How often should I review and update my content calendar?
Review your calendar monthly to check performance and refresh or repurpose content as needed. Do a deeper quarterly audit to reassess pillar priorities and strategy alignment. Regular reviews keep the calendar relevant and focused on driving leads.
What content types should I prioritize?
Prioritize content that matches buyer stages: educational blog posts, infographics, and social awareness pieces for top‑of‑funnel; case studies, testimonials, and detailed guides for consideration; and landing pages, promos, and booking forms for conversion. That mix covers discovery, trust, and action.
How do I make my calendar match seasonal trends?
Plan around industry seasonality and local decision windows. Research peak planning times and holidays relevant to your audience, then schedule themed campaigns — for example, spring planning or winter prep for remodelers. Use past analytics to refine timing and messaging.
How does audience feedback improve the calendar?

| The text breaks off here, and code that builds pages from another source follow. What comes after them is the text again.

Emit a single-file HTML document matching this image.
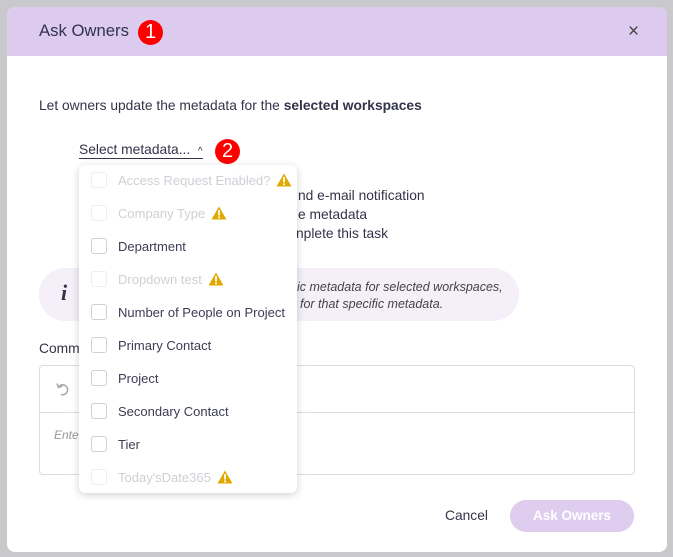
<!DOCTYPE html>
<html><head><meta charset="utf-8"><style>
*{box-sizing:border-box;margin:0;padding:0}
body{width:673px;height:557px;overflow:hidden;background:#c9c9cb;font-family:"Liberation Sans",sans-serif;position:relative;color:#33334a}
.abs{position:absolute}
.modal{left:7px;top:7px;width:660px;height:545px;background:#fff;border-radius:8px;overflow:hidden}
.hdr{left:0;top:0;width:660px;height:49px;background:#dccbee}
.badge{width:25px;height:25px;border-radius:50%;background:#f00;color:#fff;font-size:20px;text-align:center;line-height:25px}
.dd{left:79px;top:165px;width:218px;height:328px;background:#fff;border-radius:6px;box-shadow:0 2px 8px rgba(0,0,0,.18)}
.it{position:absolute;left:12px;height:20px;font-size:13px;line-height:20px;color:#3c3c55;white-space:nowrap}
.it .cb{display:inline-block;width:16px;height:16px;border:1px solid #cfcfd6;border-radius:3px;vertical-align:-3px;margin-right:11px;background:#fff}
.it.dis{color:#cfcfd6}.it.dis .cb{border-color:#efeff2}
.warn{display:inline-block;vertical-align:-2px;margin-left:6px}
.ln{position:absolute;font-size:13.8px;white-space:nowrap}
</style></head><body>
<div class="abs modal">
 <div class="abs hdr"></div>
 <div class="abs" style="left:32px;top:14px;font-size:16.7px;color:#33334a">Ask Owners</div>
 <div class="abs badge" style="left:131px;top:13px">1</div>
 <div class="abs" style="left:621px;top:14px;font-size:19px;color:#444">×</div>
 <div class="ln" style="left:32px;top:91px">Let owners update the metadata for the <b>selected workspaces</b></div>
 <div class="abs" style="left:72px;top:135px;font-size:13.8px;border-bottom:1px solid #33334a;padding-bottom:1px;white-space:nowrap">Select metadata... &nbsp;<span style="font-size:10px">^</span></div>
 <div class="abs badge" style="left:208px;top:132px">2</div>
 <div class="abs" style="left:72px;top:182px;font-size:13px;line-height:19.5px">•<br>•<br>•</div>
 <div class="ln" style="left:291px;top:181px">nd e-mail notification</div>
 <div class="ln" style="left:291px;top:200px">e metadata</div>
 <div class="ln" style="left:289px;top:219px">nplete this task</div>
 <div class="abs" style="left:32px;top:261px;width:480px;height:53px;background:#f4eff9;border-radius:27px"></div>
 <div class="abs" style="left:54px;top:273px;font-family:'Liberation Serif',serif;font-style:italic;font-weight:bold;font-size:22px;color:#33334a">i</div>
 <div class="abs" style="left:290px;top:272px;font-size:12.5px;font-style:italic;line-height:17px;color:#444;white-space:nowrap">ic metadata for selected workspaces,</div>
 <div class="abs" style="left:293px;top:289px;font-size:12.5px;font-style:italic;line-height:17px;color:#444;white-space:nowrap">for that specific metadata.</div>
 <div class="ln" style="left:32px;top:334px">Comm</div>
 <div class="abs" style="left:32px;top:358px;width:596px;height:110px;border:1px solid #dcdce0;border-radius:4px"></div>
 <div class="abs" style="left:32px;top:405px;width:596px;height:1px;background:#dcdce0"></div>
 <svg class="abs" style="left:48px;top:374px" width="16" height="16" viewBox="0 0 16 16"><path d="M3.5 6 A5 5 0 1 1 6 13.5" fill="none" stroke="#aaa" stroke-width="1.6"/><path d="M2 2.5 L3.5 6.5 L7.5 5" fill="none" stroke="#aaa" stroke-width="1.6"/></svg>
 <div class="abs" style="left:47px;top:421px;font-size:12px;font-style:italic;color:#999">Ente</div>
 <div class="ln" style="left:438px;top:501px;color:#33334a">Cancel</div>
 <div class="abs" style="left:503px;top:493px;width:124px;height:32px;background:#dfcdf0;border-radius:16px;color:#fff;font-weight:bold;font-size:13.5px;text-align:center;line-height:32px">Ask Owners</div>
</div>
<div class="abs dd">
 <div class="it dis" style="top:6px"><span class="cb"></span>Access Request Enabled?<svg class="warn" width="16" height="14" viewBox="0 0 16 14"><path d="M8 0.5 L15.5 13.5 H0.5 Z" fill="#e1a800"/><rect x="7.1" y="4" width="1.8" height="5.5" fill="#fff"/><rect x="7.1" y="10.5" width="1.8" height="1.8" fill="#fff"/></svg></div>
 <div class="it dis" style="top:39px"><span class="cb"></span>Company Type<svg class="warn" width="16" height="14" viewBox="0 0 16 14"><path d="M8 0.5 L15.5 13.5 H0.5 Z" fill="#e1a800"/><rect x="7.1" y="4" width="1.8" height="5.5" fill="#fff"/><rect x="7.1" y="10.5" width="1.8" height="1.8" fill="#fff"/></svg></div>
 <div class="it" style="top:72px"><span class="cb"></span>Department</div>
 <div class="it dis" style="top:105px"><span class="cb"></span>Dropdown test<svg class="warn" width="16" height="14" viewBox="0 0 16 14"><path d="M8 0.5 L15.5 13.5 H0.5 Z" fill="#e1a800"/><rect x="7.1" y="4" width="1.8" height="5.5" fill="#fff"/><rect x="7.1" y="10.5" width="1.8" height="1.8" fill="#fff"/></svg></div>
 <div class="it" style="top:138px"><span class="cb"></span>Number of People on Project</div>
 <div class="it" style="top:171px"><span class="cb"></span>Primary Contact</div>
 <div class="it" style="top:204px"><span class="cb"></span>Project</div>
 <div class="it" style="top:237px"><span class="cb"></span>Secondary Contact</div>
 <div class="it" style="top:270px"><span class="cb"></span>Tier</div>
 <div class="it dis" style="top:303px"><span class="cb"></span>Today'sDate365<svg class="warn" width="16" height="14" viewBox="0 0 16 14"><path d="M8 0.5 L15.5 13.5 H0.5 Z" fill="#e1a800"/><rect x="7.1" y="4" width="1.8" height="5.5" fill="#fff"/><rect x="7.1" y="10.5" width="1.8" height="1.8" fill="#fff"/></svg></div>
</div>
</body></html>
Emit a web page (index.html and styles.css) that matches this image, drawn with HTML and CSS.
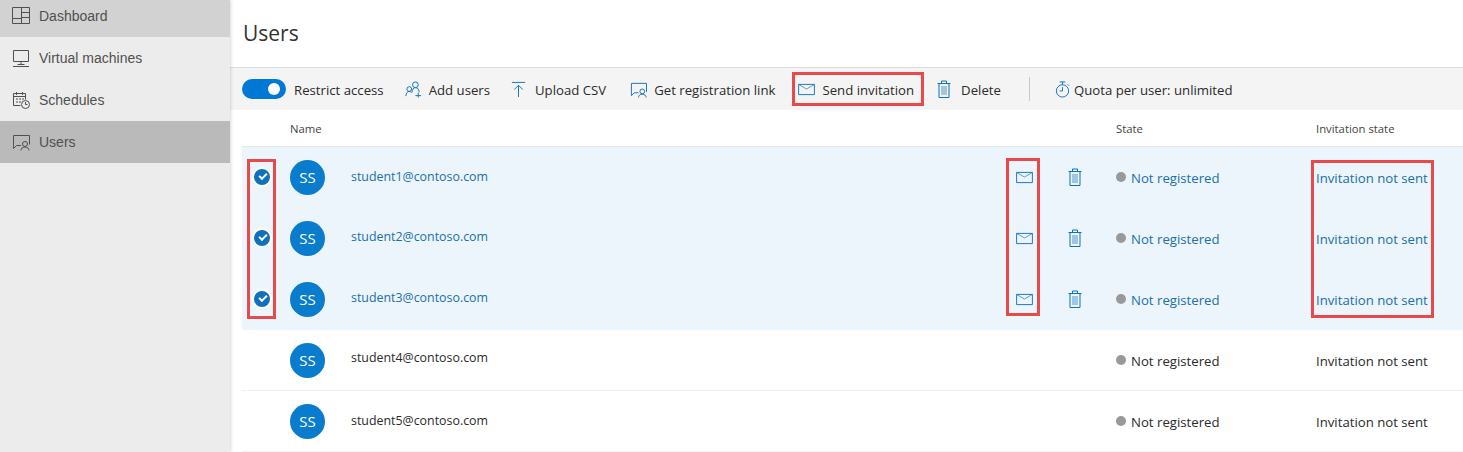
FILE: index.html
```html
<!DOCTYPE html>
<html lang="en">
<head>
  <meta charset="UTF-8">
  <title>Lab Services - Users</title>
  <link rel="stylesheet" href="styles.css">
</head>
<body>
  <svg class="defs" width="0" height="0">
    <symbol id="i-dashboard" viewBox="0 0 18 18"><path d="M.5 .5h17v16H.5zM9.500 .5v16M.5 11.500h9M9.500 5.500h8M9.500 10.500h8"/></symbol>
    <symbol id="i-vm" viewBox="0 0 18 18"><path d="M1.500 1.500h15v11h-15zM9 12.500v3M5.500 15.500h7M1 17.500h16"/></symbol>
    <symbol id="i-schedule" viewBox="0 0 18 18"><path d="M8.500 14.500H1.500v-12h12v6M1.500 5.500h12M4.500 1v3M10.500 1v3M4 8h2M7 8h2M10 8h2M4 11h2M7 11h2"/><circle cx="13.500" cy="13.500" r="4"/><path d="M13.500 11v2.500h2"/></symbol>
    <symbol id="i-users" viewBox="0 0 18 18"><path d="M9 12.500H4.500l-3 3v-3h0v-10h16v9"/><circle cx="13" cy="11" r="2.500"/><path d="M9 17.500c0-2 1.500-3.500 4-3.500s4 1.500 4 3.500"/></symbol>
    <symbol id="i-add" viewBox="0 0 18 18"><circle cx="11" cy="4" r="3"/><path d="M7.500 12c0-3 1.500-5 3.500-5 2.500 0 4 2 4 5"/><circle cx="4.500" cy="8.500" r="2.500"/><path d="M1 16c0-3 1.500-5 3.500-5 1 0 2 .5 2.500 1.500M11 15.500h6M14 12.500v5"/></symbol>
    <symbol id="i-upload" viewBox="0 0 18 18"><path d="M2 1.500h14M9 17V4.500M4.500 9 9 4.500 13.500 9"/></symbol>
    <symbol id="i-mail" viewBox="0 0 18 14"><path d="M.5 1.500h17v11H.5z"/><path class="soft" d="M.5 1.500 9 6.500l8.500-5"/></symbol>
    <symbol id="i-trash" viewBox="0 0 14 18"><path d="M.5 3.500h13M2 3.500v14h10v-14M4.500 3.500v-2.500h5v2.500"/><path class="soft" d="M5 6v9M7 6v9M9 6v9"/></symbol>
    <symbol id="i-quota" viewBox="0 0 18 18"><circle cx="9" cy="10.500" r="6.500"/><path d="M6 1h6M9 1v3M9 6.500v4h-3M14.500 3.500l1.500 1.500"/></symbol>
  </svg>

  <div class="app">
    <nav class="sidebar">
      <a class="nav-item nav-hover"><svg class="nav-icon"><use href="#i-dashboard"/></svg>Dashboard</a>
      <a class="nav-item"><svg class="nav-icon"><use href="#i-vm"/></svg>Virtual machines</a>
      <a class="nav-item"><svg class="nav-icon"><use href="#i-schedule"/></svg>Schedules</a>
      <a class="nav-item nav-active"><svg class="nav-icon"><use href="#i-users"/></svg>Users</a>
    </nav>

    <main class="content">
      <h1 class="title">Users</h1>

      <div class="toolbar">
        <span class="tool tool-restrict"><span class="toggle"></span>Restrict access</span>
        <span class="tool"><svg class="tool-icon"><use href="#i-add"/></svg>Add users</span>
        <span class="tool tool-upload"><svg class="tool-icon"><use href="#i-upload"/></svg>Upload CSV</span>
        <span class="tool tool-link"><svg class="tool-icon"><use href="#i-users"/></svg>Get registration link</span>
        <span class="tool tool-marked"><svg class="tool-icon mail-icon"><use href="#i-mail"/></svg>Send invitation</span>
        <span class="tool"><svg class="tool-icon trash-icon"><use href="#i-trash"/></svg>Delete</span>
        <span class="separator"></span>
        <span class="tool tool-quota"><svg class="tool-icon"><use href="#i-quota"/></svg>Quota per user: unlimited</span>
      </div>

      <div class="table">
        <div class="row head">
          <span></span>
          <span class="head-name">Name</span>
          <span></span>
          <span></span>
          <span>State</span>
          <span>Invitation state</span>
        </div>

        <div class="rows">
          <div class="row user selected">
            <span class="check"></span>
            <span class="avatar">SS</span>
            <span class="email">student1@contoso.com</span>
            <span class="actions"><svg class="row-mail"><use href="#i-mail"/></svg><svg class="row-trash"><use href="#i-trash"/></svg></span>
            <span class="state">Not registered</span>
            <span class="invite">Invitation not sent</span>
          </div>
          <div class="row user selected">
            <span class="check"></span>
            <span class="avatar">SS</span>
            <span class="email">student2@contoso.com</span>
            <span class="actions"><svg class="row-mail"><use href="#i-mail"/></svg><svg class="row-trash"><use href="#i-trash"/></svg></span>
            <span class="state">Not registered</span>
            <span class="invite">Invitation not sent</span>
          </div>
          <div class="row user selected">
            <span class="check"></span>
            <span class="avatar">SS</span>
            <span class="email">student3@contoso.com</span>
            <span class="actions"><svg class="row-mail"><use href="#i-mail"/></svg><svg class="row-trash"><use href="#i-trash"/></svg></span>
            <span class="state">Not registered</span>
            <span class="invite">Invitation not sent</span>
          </div>
          <div class="row user">
            <span></span>
            <span class="avatar">SS</span>
            <span class="email">student4@contoso.com</span>
            <span></span>
            <span class="state">Not registered</span>
            <span class="invite">Invitation not sent</span>
          </div>
          <div class="row user">
            <span></span>
            <span class="avatar">SS</span>
            <span class="email">student5@contoso.com</span>
            <span></span>
            <span class="state">Not registered</span>
            <span class="invite">Invitation not sent</span>
          </div>

          <!-- red annotation boxes drawn over the table -->
          <div class="mark mark-check"></div>
          <div class="mark mark-mail"></div>
          <div class="mark mark-invite"></div>
        </div>
      </div>
    </main>
  </div>
</body>
</html>
```

FILE: styles.css
```css
html, body {
  margin: 0;
  height: 452px;
  overflow: hidden;
  background-color: #fff;
}
.defs {
  position: absolute;
}
symbol path, symbol circle {
  fill: none;
  stroke: currentColor;
  stroke-width: 1;
}
symbol .soft {
  stroke-opacity: 0.7;
}
.app {
  display: flex;
  height: 452px;
}

/* sidebar */
.sidebar {
  width: 230px;
  flex: none;
  background-color: #ececec;
  box-shadow: 1px 0 3px rgba(0, 0, 0, 0.15);
  z-index: 1;
  font-family: "Liberation Sans", Arial, sans-serif;
  font-size: 14px;
  color: #505050;
}
.nav-item {
  display: flex;
  align-items: center;
  height: 42px;
  padding-left: 12px;
}
.nav-item:first-child {
  margin-top: -5px;
}
.nav-hover {
  background-color: #d2d2d2;
}
.nav-active {
  background-color: #bababa;
}
.nav-icon {
  width: 18px;
  height: 18px;
  margin-right: 9px;
  color: #505050;
  flex: none;
}

/* main column */
.content {
  flex: 1;
  min-width: 0;
  font-family: "Open Sans", sans-serif;
  font-size: 13.2px;
  color: #2a2a2a;
}
.title {
  margin: 0;
  height: 67px;
  padding: 18px 0 0 13px;
  box-sizing: border-box;
  font-size: 21px;
  font-weight: 400;
  line-height: 30px;
  color: #333;
}
.toolbar {
  display: flex;
  align-items: center;
  gap: 22px;
  height: 42px;
  padding-left: 12px;
  border-top: 1px solid #ddd;
  background-color: #f4f4f4;
}
.tool {
  display: flex;
  align-items: center;
  white-space: nowrap;
  position: relative;
  padding-top: 2px;
}
.tool-restrict {
  margin-right: -1px;
}
.tool-upload {
  margin-left: -2px;
}
.tool-upload .tool-icon {
  margin-right: 8px;
}
.tool-link {
  margin-left: 2px;
}
.toggle {
  position: relative;
  width: 44px;
  height: 20px;
  margin: -2px 8px 0 0;
  border-radius: 10px;
  background-color: #0078d4;
}
.toggle::after {
  content: "";
  position: absolute;
  top: 4px;
  right: 6px;
  width: 12px;
  height: 12px;
  border-radius: 50%;
  background-color: #fff;
}
.tool-icon {
  width: 17px;
  height: 17px;
  margin: -2px 7px 0 0;
  color: #0f70bd;
  flex: none;
}
.mail-icon {
  height: 13px;
}
.trash-icon {
  width: 14px;
  height: 18px;
  margin-right: 10px;
}
.tool-marked {
  margin: 0 1px 0 1px;
}
.tool-marked::after {
  content: "";
  position: absolute;
  left: -6px;
  right: -10px;
  top: -7px;
  bottom: -7px;
  border: 3px solid #e8494a;
}
.separator {
  width: 1px;
  height: 24px;
  margin: 0 2px 0 6px;
  background-color: #c8c8c8;
}
.tool-quota .tool-icon {
  margin-right: 3px;
}

/* table */
.row {
  display: grid;
  grid-template-columns: 48px 61px 665px 100px 200px 147px;
  align-items: center;
  margin-left: 12px;
}
.head {
  height: 37px;
  box-sizing: border-box;
  border-bottom: 1px solid #e6e6e6;
  font-size: 11.3px;
  color: #444;
}
.rows {
  position: relative;
}
.user {
  height: 61px;
  box-sizing: border-box;
  border-bottom: 1px solid #f1f1f1;
}
.selected {
  background-color: #edf5fc;
  border-bottom-color: #edf5fc;
  color: #206fa8;
}
.check {
  position: relative;
  width: 16px;
  height: 16px;
  margin-left: 10px;
  border: 2px solid #fff;
  border-radius: 50%;
  background-color: #0f70bd;
}
.check::after {
  content: "";
  position: absolute;
  left: 5px;
  top: 4px;
  width: 6px;
  height: 3px;
  border-left: 2px solid #fff;
  border-bottom: 2px solid #fff;
  transform: rotate(-45deg);
}
.avatar {
  display: flex;
  align-items: center;
  justify-content: center;
  width: 35px;
  height: 35px;
  border-radius: 50%;
  background-color: #0a7cce;
  color: #fff;
  font-size: 15px;
}
.email {
  font-size: 12.4px;
  transform: translateY(-2px);
}
/* the source rows sit a pixel off from each other */
.user:nth-child(1) .email, .user:nth-child(5) .email {
  transform: translateY(-1px);
}
.user:nth-child(4) .email {
  transform: translateY(-3px);
}
.actions {
  display: flex;
  align-items: center;
  color: #0f70bd;
}
.row-mail {
  width: 17px;
  height: 13px;
  margin-right: 35px;
}
.row-trash {
  width: 14px;
  height: 18px;
}
.state {
  display: flex;
  align-items: center;
  padding-top: 2px;
}
.state::before {
  content: "";
  width: 10px;
  height: 10px;
  margin: -3px 5px 0 0;
  border-radius: 50%;
  background-color: #999;
}
.invite {
  padding-top: 2px;
}
.mark {
  position: absolute;
  border: 3px solid #e8494a;
  box-sizing: border-box;
}
.mark-check {
  left: 17px;
  top: 12px;
  width: 29px;
  height: 160px;
}
.mark-mail {
  left: 776px;
  top: 11px;
  width: 34px;
  height: 158px;
}
.mark-invite {
  left: 1081px;
  top: 13px;
  width: 123px;
  height: 158px;
}
```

Audience feedback (surveys, social comments, engagement metrics) reveals what topics resonate and what’s missing. Use that input to adjust pillar focus, choose formats, and create content that solves real customer questions — which increases engagement and lead quality.
How do I integrate social media into the calendar?
Identify the platforms your audience uses and plan formats accordingly: short videos for Instagram, visual case studies for Facebook, informative posts for LinkedIn. Schedule regular posts that promote blog content, surface user‑generated work, and engage followers with polls or Q&A. Make sure social content supports your broader calendar themes and CTAs.
Which metrics should I track to know if the calendar is working?
Track KPIs that reflect visibility and conversion: organic traffic, page conversion rates, lead volume, appointment booking rate, and lead quality. Regularly review these metrics to spot what’s working and where to optimize so your content reliably produces booked leads.